— BEGIN Task data —

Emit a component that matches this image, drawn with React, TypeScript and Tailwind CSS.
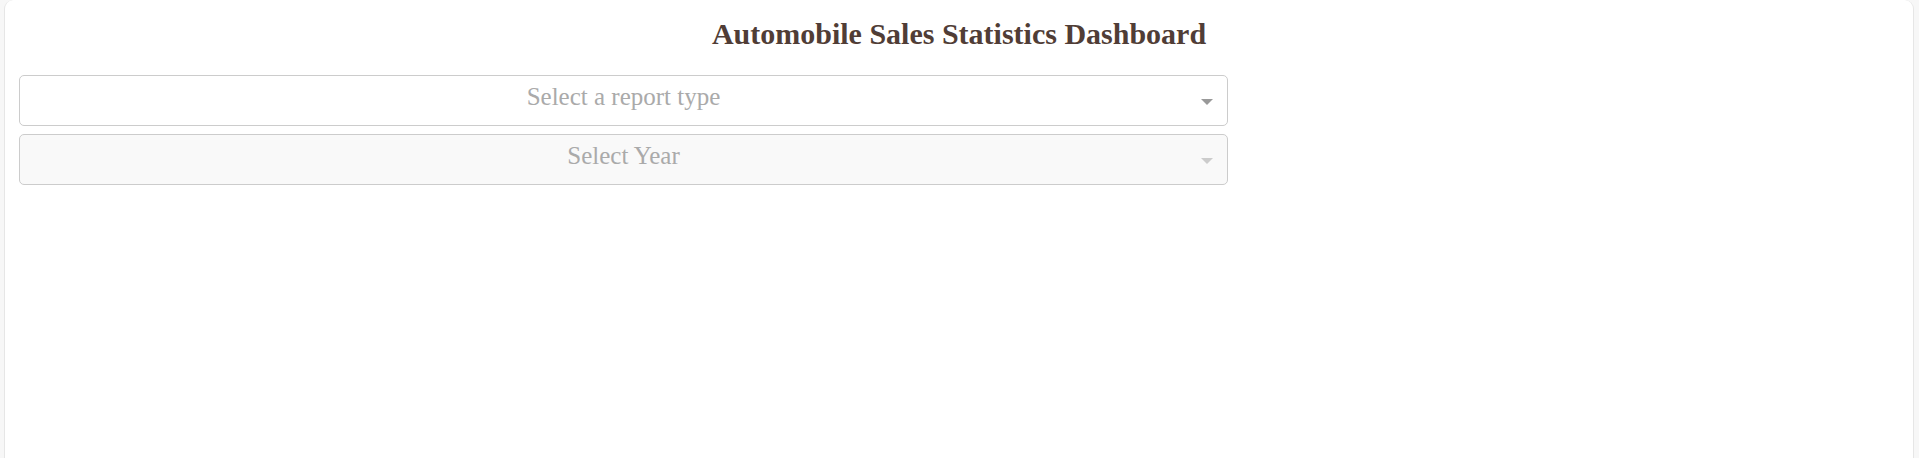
import React from 'react';

interface SelectProps {
	placeholder: string;
	disabled?: boolean;
}

function Select({ placeholder, disabled }: SelectProps) {
	return (
		<div
			className={`relative flex h-[51px] w-[1209px] rounded-[5px] border border-[#cccccc] pl-[40px] ${
				disabled ? 'bg-[#f9f9f9]' : 'bg-white'
			}`}
		>
			<div className="flex-1 text-center text-[25px] leading-[42px] text-[#aaaaaa]">{placeholder}</div>
			<div className="flex w-[40px] items-center justify-center pt-[3px]">
				<span
					className={`h-0 w-0 border-x-[6px] border-t-[6px] border-x-transparent ${
						disabled ? 'border-t-[#cccccc]' : 'border-t-[#999999]'
					}`}
				/>
			</div>
		</div>
	);
}

export default function App() {
	return (
		<div
			className="h-[458px] overflow-hidden bg-[#f7f7f7] pl-[4px] pr-[5px]"
			style={{ fontFamily: '"Liberation Serif", "Times New Roman", serif' }}
		>
			<div className="h-[480px] rounded-[9px] border-x border-[#e6e6e6] bg-white px-[14px] pt-[17px]">
				<h1 className="text-center text-[30px] font-bold leading-[34px] text-[#503D36]">
					Automobile Sales Statistics Dashboard
				</h1>
				<div className="mt-[24px] flex flex-col gap-[8px]">
					<Select placeholder="Select a report type" />
					<Select placeholder="Select Year" disabled />
				</div>
			</div>
		</div>
	);
}
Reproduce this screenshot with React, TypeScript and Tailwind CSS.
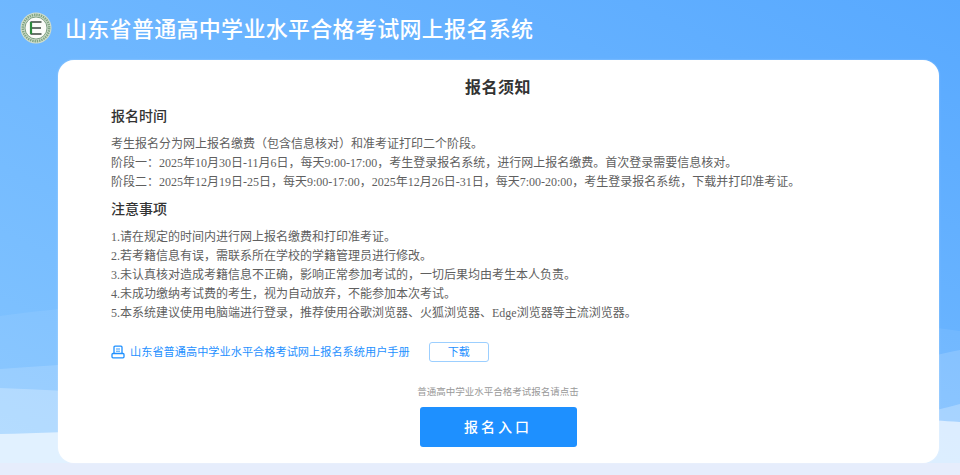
const bodyFont = 'font-["Liberation_Serif","Noto_Sans_CJK_SC",serif]';

const timeLines = [
  '考生报名分为网上报名缴费（包含信息核对）和准考证打印二个阶段。',
  '阶段一：2025年10月30日-11月6日，每天9:00-17:00，考生登录报名系统，进行网上报名缴费。首次登录需要信息核对。',
  '阶段二：2025年12月19日-25日，每天9:00-17:00，2025年12月26日-31日，每天7:00-20:00，考生登录报名系统，下载并打印准考证。',
];

const noticeLines = [
  '1.请在规定的时间内进行网上报名缴费和打印准考证。',
  '2.若考籍信息有误，需联系所在学校的学籍管理员进行修改。',
  '3.未认真核对造成考籍信息不正确，影响正常参加考试的，一切后果均由考生本人负责。',
  '4.未成功缴纳考试费的考生，视为自动放弃，不能参加本次考试。',
  '5.本系统建议使用电脑端进行登录，推荐使用谷歌浏览器、火狐浏览器、Edge浏览器等主流浏览器。',
];

function Logo() {
  return (
    <svg width="32" height="32" viewBox="0 0 32 32" className="shrink-0">
      <circle cx="16" cy="16" r="15.5" fill="#cfdccb" />
      <circle cx="16" cy="16" r="13.2" fill="none" stroke="#7fa582" strokeWidth="2.4" strokeDasharray="1.4 0.9" />
      <circle cx="16" cy="16" r="11" fill="#fbfcf9" stroke="#4f7d56" strokeWidth="0.7" />
      <path d="M10.5 10h11M12 16h9M10.5 22h11" stroke="#3a453c" strokeWidth="1.4" />
      <path d="M11 10v12" stroke="#2c8a3c" strokeWidth="2.2" />
    </svg>
  );
}

// Vagues du bas, voiles blancs superposés sur le dégradé
function Background() {
  return (
    <svg className="absolute inset-0" width="960" height="475" viewBox="0 0 960 475">
      <path d="M0 316 C120 300 300 290 500 300 S840 315 960 331V475H0Z" fill="#fff" fillOpacity="0.07" />
      <path d="M0 369 C200 355 500 345 700 365 S880 365 960 350V475H0Z" fill="#fff" fillOpacity="0.15" />
      <path d="M0 388 C200 395 450 430 650 430 S880 425 960 404V475H0Z" fill="#fff" fillOpacity="0.25" />
      <path d="M0 434 C200 428 500 410 700 412 S880 417 960 422V475H0Z" fill="#fff" fillOpacity="0.6" />
      <rect x="0" y="463" width="960" height="12" fill="#e6edfc" />
    </svg>
  );
}

function ManualIcon() {
  return (
    <svg width="14" height="14" viewBox="0 0 14 14" fill="none" stroke="#1e90ff" strokeWidth="1.3" className="shrink-0">
      <path d="M3 8.5V2.2c0-.6.4-1 1-1h6c.6 0 1 .4 1 1v6.3" />
      <path d="M5 4h4M5 6.2h4" strokeWidth="0.9" />
      <path d="M1 9.5c0-.6.4-1 1-1h10c.6 0 1 .4 1 1v2.3c0 .6-.4 1-1 1H2c-.6 0-1-.4-1-1z" />
    </svg>
  );
}

export default function App() {
  return (
    <div className={`relative h-[475px] w-[960px] overflow-hidden bg-gradient-to-tr from-[#84c5ff] to-[#58a9ff] ${bodyFont}`}>
      <Background />

      <div className="relative flex h-[60px] items-center gap-[13px] pb-[5px] pl-5">
        <Logo />
        <h1 className="font-['Noto_Sans_CJK_SC',sans-serif] text-[22px] font-medium tracking-[0.3px] text-white">
          山东省普通高中学业水平合格考试网上报名系统
        </h1>
      </div>

      <main className="relative ml-[58px] h-[403px] w-[881px] rounded-[16px] bg-white pl-[53px] pr-[54px] pt-[14px] text-[12px] text-[#5f5f5f] shadow-[0_0_2px_rgba(255,255,255,0.4)]">
        <h2 className="text-center font-['Noto_Sans_CJK_SC',sans-serif] text-[16px] font-bold leading-6 tracking-[0.5px] text-[#333]">
          报名须知
        </h2>

        <h3 className="mt-[7px] font-['Noto_Sans_CJK_SC',sans-serif] text-[14px] font-medium leading-5 text-[#333]">报名时间</h3>
        <div className="mt-[10px] leading-[19px]">
          {timeLines.map((line) => (
            <p key={line}>{line}</p>
          ))}
        </div>

        <h3 className="mt-[6px] font-['Noto_Sans_CJK_SC',sans-serif] text-[14px] font-medium leading-5 text-[#333]">注意事项</h3>
        <div className="mt-[10px] leading-[19px]">
          {noticeLines.map((line) => (
            <p key={line}>{line}</p>
          ))}
        </div>

        <div className="mt-[19px] flex h-5 items-center">
          <ManualIcon />
          <span className="ml-[5px] text-[11.2px] text-[#1e90ff]">山东省普通高中学业水平合格考试网上报名系统用户手册</span>
          <button className="ml-[19px] h-5 w-[60px] rounded-[3px] border border-[#9ccfff] bg-white text-[11px] text-[#1e90ff]">下载</button>
        </div>

        <div className="mt-[22px] flex flex-col items-center">
          <p className="text-[9.5px] leading-4 text-[#999]">普通高中学业水平合格考试报名请点击</p>
          <button className="mt-[7px] h-10 w-[157px] rounded-[3px] bg-[#1e90ff] text-[14px] font-medium tracking-[3px] text-white">
            报名入口
          </button>
        </div>
      </main>
    </div>
  );
}
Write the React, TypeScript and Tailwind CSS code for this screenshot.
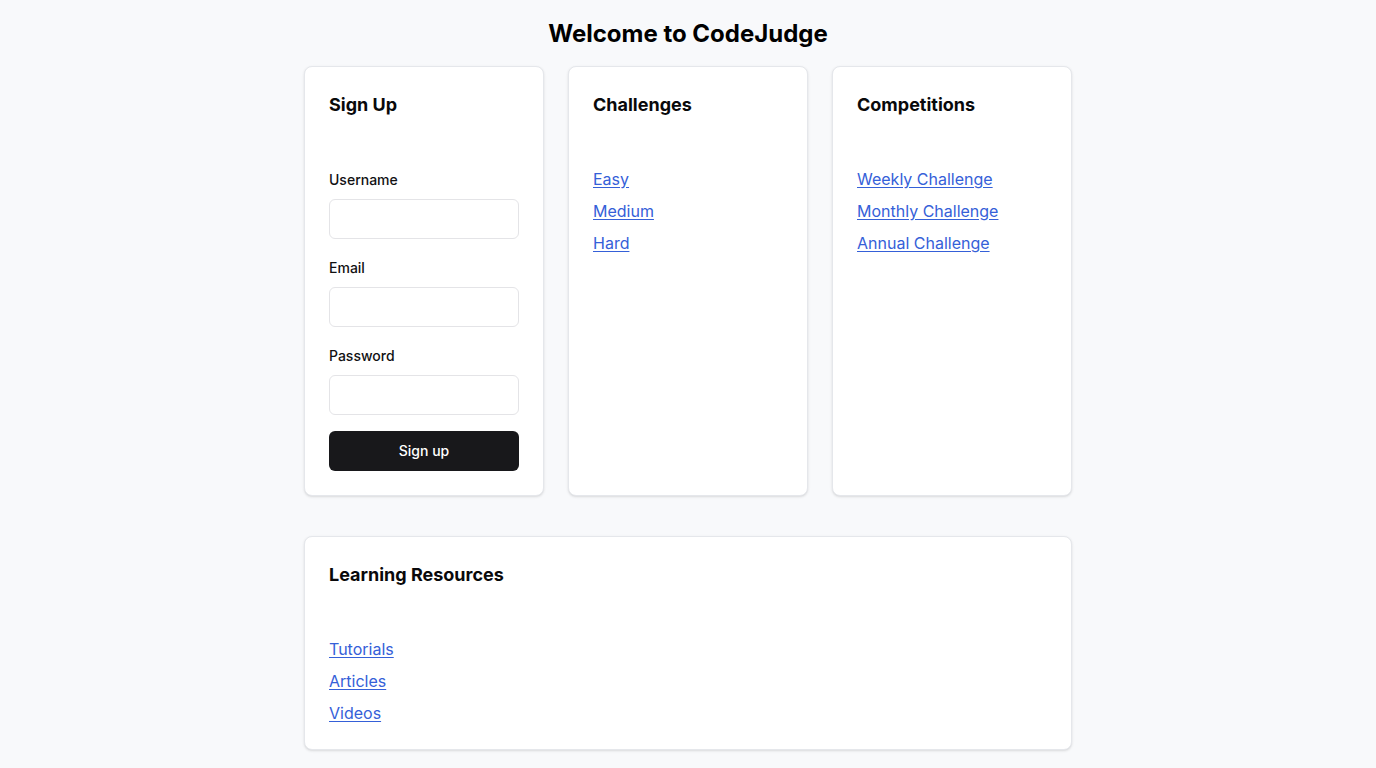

— END Task data —

### To do
Give every line above again exactly, with no pictures.

### Completed exercise
Emit a component that matches this image, drawn with React, TypeScript and Tailwind CSS.
import React from 'react';

interface SelectProps {
	placeholder: string;
	disabled?: boolean;
}

function Select({ placeholder, disabled }: SelectProps) {
	return (
		<div
			className={`relative flex h-[51px] w-[1209px] rounded-[5px] border border-[#cccccc] pl-[40px] ${
				disabled ? 'bg-[#f9f9f9]' : 'bg-white'
			}`}
		>
			<div className="flex-1 text-center text-[25px] leading-[42px] text-[#aaaaaa]">{placeholder}</div>
			<div className="flex w-[40px] items-center justify-center pt-[3px]">
				<span
					className={`h-0 w-0 border-x-[6px] border-t-[6px] border-x-transparent ${
						disabled ? 'border-t-[#cccccc]' : 'border-t-[#999999]'
					}`}
				/>
			</div>
		</div>
	);
}

export default function App() {
	return (
		<div
			className="h-[458px] overflow-hidden bg-[#f7f7f7] pl-[4px] pr-[5px]"
			style={{ fontFamily: '"Liberation Serif", "Times New Roman", serif' }}
		>
			<div className="h-[480px] rounded-[9px] border-x border-[#e6e6e6] bg-white px-[14px] pt-[17px]">
				<h1 className="text-center text-[30px] font-bold leading-[34px] text-[#503D36]">
					Automobile Sales Statistics Dashboard
				</h1>
				<div className="mt-[24px] flex flex-col gap-[8px]">
					<Select placeholder="Select a report type" />
					<Select placeholder="Select Year" disabled />
				</div>
			</div>
		</div>
	);
}
Reproduce this screenshot with React, TypeScript and Tailwind CSS.
const bodyFont = 'font-["Liberation_Serif","Noto_Sans_CJK_SC",serif]';

const timeLines = [
  '考生报名分为网上报名缴费（包含信息核对）和准考证打印二个阶段。',
  '阶段一：2025年10月30日-11月6日，每天9:00-17:00，考生登录报名系统，进行网上报名缴费。首次登录需要信息核对。',
  '阶段二：2025年12月19日-25日，每天9:00-17:00，2025年12月26日-31日，每天7:00-20:00，考生登录报名系统，下载并打印准考证。',
];

const noticeLines = [
  '1.请在规定的时间内进行网上报名缴费和打印准考证。',
  '2.若考籍信息有误，需联系所在学校的学籍管理员进行修改。',
  '3.未认真核对造成考籍信息不正确，影响正常参加考试的，一切后果均由考生本人负责。',
  '4.未成功缴纳考试费的考生，视为自动放弃，不能参加本次考试。',
  '5.本系统建议使用电脑端进行登录，推荐使用谷歌浏览器、火狐浏览器、Edge浏览器等主流浏览器。',
];

function Logo() {
  return (
    <svg width="32" height="32" viewBox="0 0 32 32" className="shrink-0">
      <circle cx="16" cy="16" r="15.5" fill="#cfdccb" />
      <circle cx="16" cy="16" r="13.2" fill="none" stroke="#7fa582" strokeWidth="2.4" strokeDasharray="1.4 0.9" />
      <circle cx="16" cy="16" r="11" fill="#fbfcf9" stroke="#4f7d56" strokeWidth="0.7" />
      <path d="M10.5 10h11M12 16h9M10.5 22h11" stroke="#3a453c" strokeWidth="1.4" />
      <path d="M11 10v12" stroke="#2c8a3c" strokeWidth="2.2" />
    </svg>
  );
}

// Vagues du bas, voiles blancs superposés sur le dégradé
function Background() {
  return (
    <svg className="absolute inset-0" width="960" height="475" viewBox="0 0 960 475">
      <path d="M0 316 C120 300 300 290 500 300 S840 315 960 331V475H0Z" fill="#fff" fillOpacity="0.07" />
      <path d="M0 369 C200 355 500 345 700 365 S880 365 960 350V475H0Z" fill="#fff" fillOpacity="0.15" />
      <path d="M0 388 C200 395 450 430 650 430 S880 425 960 404V475H0Z" fill="#fff" fillOpacity="0.25" />
      <path d="M0 434 C200 428 500 410 700 412 S880 417 960 422V475H0Z" fill="#fff" fillOpacity="0.6" />
      <rect x="0" y="463" width="960" height="12" fill="#e6edfc" />
    </svg>
  );
}

function ManualIcon() {
  return (
    <svg width="14" height="14" viewBox="0 0 14 14" fill="none" stroke="#1e90ff" strokeWidth="1.3" className="shrink-0">
      <path d="M3 8.5V2.2c0-.6.4-1 1-1h6c.6 0 1 .4 1 1v6.3" />
      <path d="M5 4h4M5 6.2h4" strokeWidth="0.9" />
      <path d="M1 9.5c0-.6.4-1 1-1h10c.6 0 1 .4 1 1v2.3c0 .6-.4 1-1 1H2c-.6 0-1-.4-1-1z" />
    </svg>
  );
}

export default function App() {
  return (
    <div className={`relative h-[475px] w-[960px] overflow-hidden bg-gradient-to-tr from-[#84c5ff] to-[#58a9ff] ${bodyFont}`}>
      <Background />

      <div className="relative flex h-[60px] items-center gap-[13px] pb-[5px] pl-5">
        <Logo />
        <h1 className="font-['Noto_Sans_CJK_SC',sans-serif] text-[22px] font-medium tracking-[0.3px] text-white">
          山东省普通高中学业水平合格考试网上报名系统
        </h1>
      </div>

      <main className="relative ml-[58px] h-[403px] w-[881px] rounded-[16px] bg-white pl-[53px] pr-[54px] pt-[14px] text-[12px] text-[#5f5f5f] shadow-[0_0_2px_rgba(255,255,255,0.4)]">
        <h2 className="text-center font-['Noto_Sans_CJK_SC',sans-serif] text-[16px] font-bold leading-6 tracking-[0.5px] text-[#333]">
          报名须知
        </h2>

        <h3 className="mt-[7px] font-['Noto_Sans_CJK_SC',sans-serif] text-[14px] font-medium leading-5 text-[#333]">报名时间</h3>
        <div className="mt-[10px] leading-[19px]">
          {timeLines.map((line) => (
            <p key={line}>{line}</p>
          ))}
        </div>

        <h3 className="mt-[6px] font-['Noto_Sans_CJK_SC',sans-serif] text-[14px] font-medium leading-5 text-[#333]">注意事项</h3>
        <div className="mt-[10px] leading-[19px]">
          {noticeLines.map((line) => (
            <p key={line}>{line}</p>
          ))}
        </div>

        <div className="mt-[19px] flex h-5 items-center">
          <ManualIcon />
          <span className="ml-[5px] text-[11.2px] text-[#1e90ff]">山东省普通高中学业水平合格考试网上报名系统用户手册</span>
          <button className="ml-[19px] h-5 w-[60px] rounded-[3px] border border-[#9ccfff] bg-white text-[11px] text-[#1e90ff]">下载</button>
        </div>

        <div className="mt-[22px] flex flex-col items-center">
          <p className="text-[9.5px] leading-4 text-[#999]">普通高中学业水平合格考试报名请点击</p>
          <button className="mt-[7px] h-10 w-[157px] rounded-[3px] bg-[#1e90ff] text-[14px] font-medium tracking-[3px] text-white">
            报名入口
          </button>
        </div>
      </main>
    </div>
  );
}
Write the React, TypeScript and Tailwind CSS code for this screenshot.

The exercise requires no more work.